Author:
Spires K. Larkin,Castagna John P.,Omovie Sheyore John
Abstract
AbstractCalculating the change in the saturated bulk modulus of a saturated rock with new fluid properties requires a priori selection of an effective bulk modulus of the solid constituents. When the rock constituents have similar mineral moduli, the theoretical bounds on the solid modulus are close to each other. However, when solid properties vary greatly, as in organic-rich shales, the actual effective solid modulus of a physical rock may vary significantly between the bounds which results in uncertainty in the predicted change in the saturated bulk modulus of the rock. We use a semi-empirical rock physics model utilizing the Brown–Korringa equation for mineralogically heterogenous rocks and introduce three parameters to estimate the pore space compressibility, the dry frame compressibility, and the fractional position of the effective solid modulus relative to the Reuss and Voigt bounds. We optimize for these three parameters in seven organic shale formations and find that the Reuss bound for the effective solid material modulus best fits the data when organic content is high.

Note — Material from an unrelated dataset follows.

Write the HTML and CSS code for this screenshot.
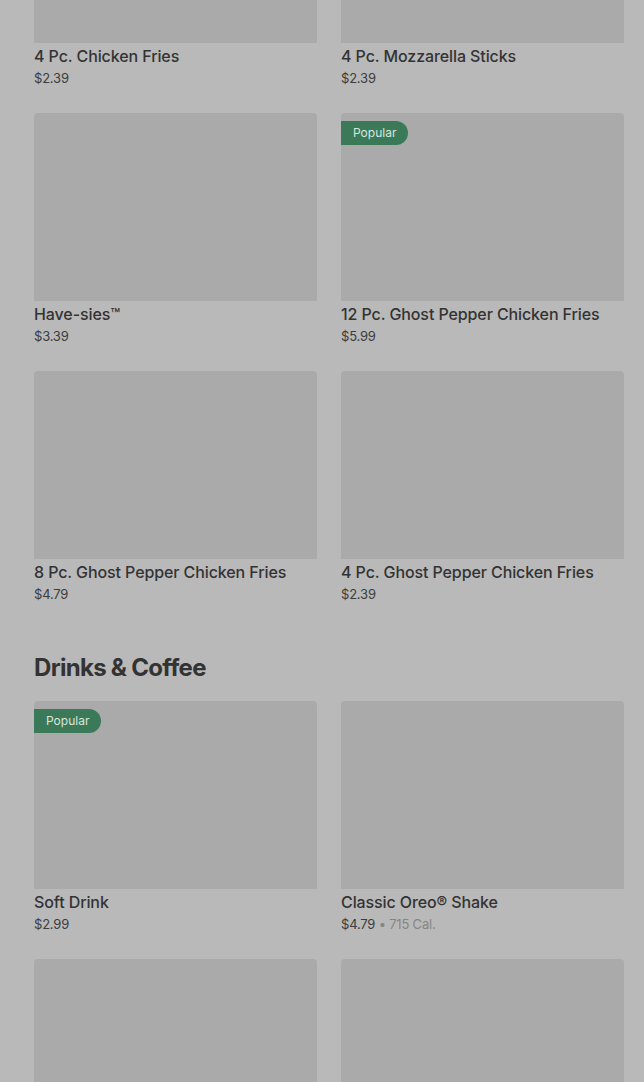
FILE: index.html
```html
<!DOCTYPE html>
<html lang="en">
<head>
    <meta charset="UTF-8">
    <meta name="viewport" content="width=device-width, initial-scale=1.0">
    <title>Menu</title>
    <link rel="stylesheet" href="styles.css">
</head>
<body>
  <div class="menu">
    <section class="category">
      <div class="grid">
        <div class="item">
          <div class="thumb"></div>
          <div class="name">4 Pc. Chicken Fries</div>
          <div class="price">$2.39</div>
        </div>
        <div class="item">
          <div class="thumb"></div>
          <div class="name">4 Pc. Mozzarella Sticks</div>
          <div class="price">$2.39</div>
        </div>
        <div class="item">
          <div class="thumb"></div>
          <div class="name">Have-sies™</div>
          <div class="price">$3.39</div>
        </div>
        <div class="item">
          <div class="thumb"><span class="badge">Popular</span></div>
          <div class="name">12 Pc. Ghost Pepper Chicken Fries</div>
          <div class="price">$5.99</div>
        </div>
        <div class="item">
          <div class="thumb"></div>
          <div class="name">8 Pc. Ghost Pepper Chicken Fries</div>
          <div class="price">$4.79</div>
        </div>
        <div class="item">
          <div class="thumb"></div>
          <div class="name">4 Pc. Ghost Pepper Chicken Fries</div>
          <div class="price">$2.39</div>
        </div>
      </div>
    </section>

    <section class="category">
      <h2>Drinks &amp; Coffee</h2>
      <div class="grid">
        <div class="item">
          <div class="thumb"><span class="badge">Popular</span></div>
          <div class="name">Soft Drink</div>
          <div class="price">$2.99</div>
        </div>
        <div class="item">
          <div class="thumb"></div>
          <div class="name">Classic Oreo® Shake</div>
          <div class="price">$4.79 <span class="cal">• 715 Cal.</span></div>
        </div>
        <div class="item">
          <div class="thumb"></div>
        </div>
        <div class="item">
          <div class="thumb"></div>
        </div>
      </div>
    </section>
  </div>
</body>
</html>
```

FILE: styles.css
```css
body {
  margin: 0;
  background-color: #b9b9b9;
  font-family: 'Inter', 'Roboto', sans-serif;
  color: #333;
  overflow: hidden;
}

.menu {
  padding: 0 20px 0 34px;
  margin-top: -145px;
}

.grid {
  display: grid;
  grid-template-columns: 283px 283px;
  column-gap: 24px;
  row-gap: 26px;
}

.thumb {
  position: relative;
  height: 188px;
  background-color: #aaaaaa;
  border-radius: 4px 4px 0 0;
}

.badge {
  position: absolute;
  top: 8px;
  left: 0;
  padding: 0 12px;
  height: 24px;
  line-height: 24px;
  font-size: 12px;
  color: #d9e6de;
  background-color: #3a7a58;
  border-radius: 0 12px 12px 0;
}

.name {
  margin-top: 3px;
  font-size: 16px;
  line-height: 20px;
  font-weight: 500;
  letter-spacing: -0.1px;
  color: #333;
  white-space: nowrap;
}

.price {
  margin-top: 3px;
  font-size: 13px;
  line-height: 18px;
  letter-spacing: -0.2px;
  color: #3c3c3c;
}

.cal {
  color: #858585;
}

.category h2 {
  margin: 49px 0 17px;
  font-size: 24px;
  line-height: 32px;
  font-weight: 700;
  letter-spacing: -0.7px;
  color: #333;
}
```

Furthermore, we use this model to fluid substitute to 100% brine saturation and find Gassmann’s equation using the Hill average predicts similar saturated moduli to the semi-empirical Brown–Korringa rock physics model when volume fraction of solid organic matter is less than 5%. However, at higher organic contents, we find that the error using the Gassmann–Hill approach increases, and the semi-empirical Brown–Korringa model better fits the data.